The relative security merits of Mac OS and Windows are not a surprise to military technologists -- back in 1999, the www.army.mil website was moved to Mac OS 9 and Webstar to deter hacker attacks on the previous Windows NT-based servers, and the site remains hosted on Mac OS X and XServes today, still running Webstar (now published by Kerio) rather than the open-source Apache server. Deployments to desktops, however, have not necessarily tracked the back-office adoption of Macs in the military, despite official recognition that there's risk in a one-platform-fits-all approach.
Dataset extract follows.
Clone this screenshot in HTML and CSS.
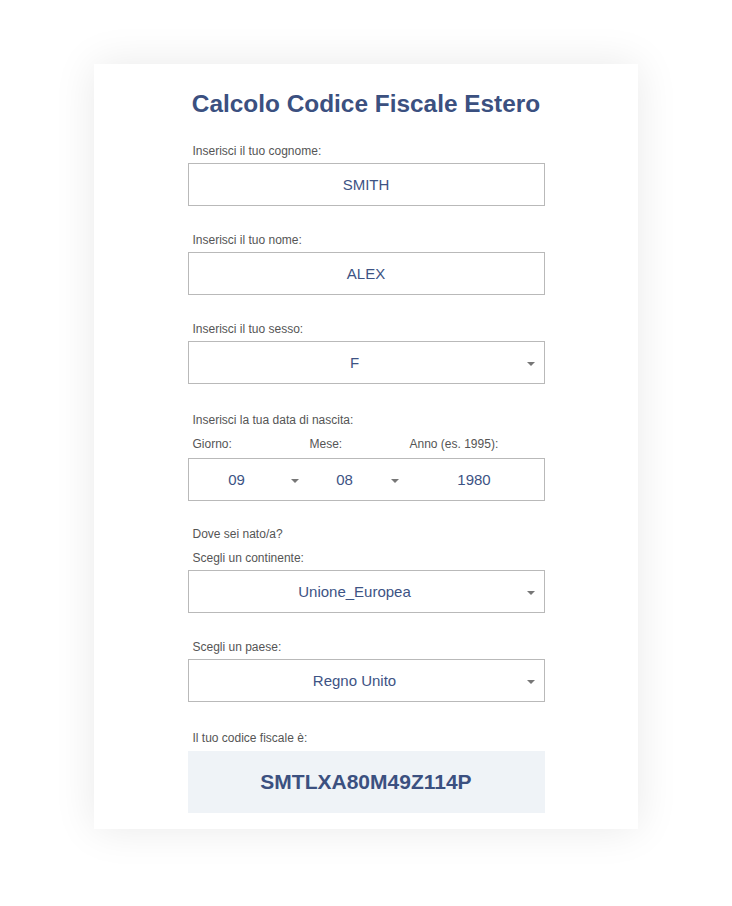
FILE: index.html
```html
<!DOCTYPE html>
<html lang="it">
<head>
<meta charset="utf-8">
<title>Calcolo Codice Fiscale Estero</title>
<link rel="stylesheet" href="styles.css">
</head>
<body>
<div class="page">
  <div class="card">
    <h1 class="title">Calcolo Codice Fiscale Estero</h1>
    <div class="form">
      <div class="group">
        <div class="label">Inserisci il tuo cognome:</div>
        <div class="field">SMITH</div>
      </div>
      <div class="group">
        <div class="label">Inserisci il tuo nome:</div>
        <div class="field">ALEX</div>
      </div>
      <div class="group group-sex">
        <div class="label">Inserisci il tuo sesso:</div>
        <div class="field select"><span class="value">F</span><span class="arrow"></span></div>
      </div>
      <div class="group group-date">
        <div class="label label-top">Inserisci la tua data di nascita:</div>
        <div class="date-labels">
          <div class="label col-d">Giorno:</div>
          <div class="label col-m">Mese:</div>
          <div class="label col-y">Anno (es. 1995):</div>
        </div>
        <div class="field date">
          <div class="col-d sub select"><span class="value">09</span><span class="arrow"></span></div>
          <div class="col-m sub select"><span class="value">08</span><span class="arrow"></span></div>
          <div class="col-y sub"><span class="value">1980</span></div>
        </div>
      </div>
      <div class="group">
        <div class="label label-top">Dove sei nato/a?</div>
        <div class="label">Scegli un continente:</div>
        <div class="field select"><span class="value">Unione_Europea</span><span class="arrow"></span></div>
      </div>
      <div class="group group-country">
        <div class="label">Scegli un paese:</div>
        <div class="field select"><span class="value">Regno Unito</span><span class="arrow"></span></div>
      </div>
      <div class="group last">
        <div class="label label-res">Il tuo codice fiscale è:</div>
        <div class="result">SMTLXA80M49Z114P</div>
      </div>
    </div>
  </div>
</div>
</body>
</html>
```

FILE: styles.css
```css
html, body {
  margin: 0;
  padding: 0;
  background: #ffffff;
}

body {
  font-family: "Liberation Sans", Arial, Helvetica, sans-serif;
  color: #555555;
}

.page {
  padding-top: 64px;
  padding-bottom: 78px;
}

.card {
  width: 544px;
  margin: 0 auto;
  background: #ffffff;
  box-shadow: 0 0 40px rgba(0, 0, 0, 0.09);
  padding: 26px 0 16px;
  box-sizing: border-box;
}

.title {
  margin: 0 0 24px;
  font-size: 24.4px;
  line-height: 28px;
  font-weight: bold;
  color: #3b5080;
  text-align: center;
}

.form {
  width: 357px;
  margin: 0 auto;
}

.group {
  margin-bottom: 25px;
}

.group.group-sex {
  margin-bottom: 27px;
}

.group.group-date {
  margin-bottom: 24px;
}

.group.group-country {
  margin-bottom: 27px;
}

.group.last {
  margin-bottom: 0;
}

.label {
  font-size: 12px;
  line-height: 18px;
  color: #555555;
  padding-left: 5px;
  margin-bottom: 3px;
}

.label-top {
  margin-bottom: 6px;
}

.label-res {
  margin-bottom: 4px;
}

.date-labels {
  display: flex;
}

.date-labels .label {
  margin-bottom: 5px;
}

.col-d { width: 117px; flex: none; box-sizing: border-box; }
.col-m { width: 100px; flex: none; box-sizing: border-box; }
.col-y { flex: 1; box-sizing: border-box; }

.field {
  height: 43px;
  border: 1px solid #b9b9b9;
  box-sizing: border-box;
  display: flex;
  align-items: center;
  justify-content: center;
  font-size: 15px;
  color: #3d5384;
  background: #ffffff;
}

.field.select {
  position: relative;
  justify-content: flex-start;
  padding-right: 23px;
}

.field.select .value,
.sub .value {
  flex: 1;
  text-align: center;
}

.arrow {
  width: 0;
  height: 0;
  border-left: 4px solid transparent;
  border-right: 4px solid transparent;
  border-top: 4px solid #777777;
  position: absolute;
  right: 9px;
  top: 50%;
  margin-top: -1px;
}

.field.date {
  justify-content: flex-start;
  align-items: stretch;
}

.sub {
  display: flex;
  align-items: center;
  position: relative;
}

.sub.select {
  padding-right: 20px;
}

.sub.select .arrow {
  right: 6px;
}

.col-d.sub { width: 116px; }

.result {
  height: 62px;
  background: #eff3f7;
  display: flex;
  align-items: center;
  justify-content: center;
  font-size: 21px;
  font-weight: bold;
  color: #3b5080;
}
```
Today's Forbes article on Army adoption of the Mac, while partly old news (the original initiative to create a more heterogeneous and secure computing environment dates to 2005), does note that the Army plans to roll out Thursby Software's CAC bundle early next year, to enable full Mac compatibility with Common Access Card security controls. This isn't the first try at a CAC implementation on Mac OS X (Apple's included some of the needed pieces, and the Navy published a thorough PDF guide to getting them working in Tiger) but it promises to be the most comprehensive and well-supported.
One new Leopard feature that may well prove essential to Army use of Mac OS X, which went unremarked in the Forbes story: POSIX compliance. Now that Mac OS X really, truly is UNIX, it could begin to replace HP and Solaris deployments in some military roles.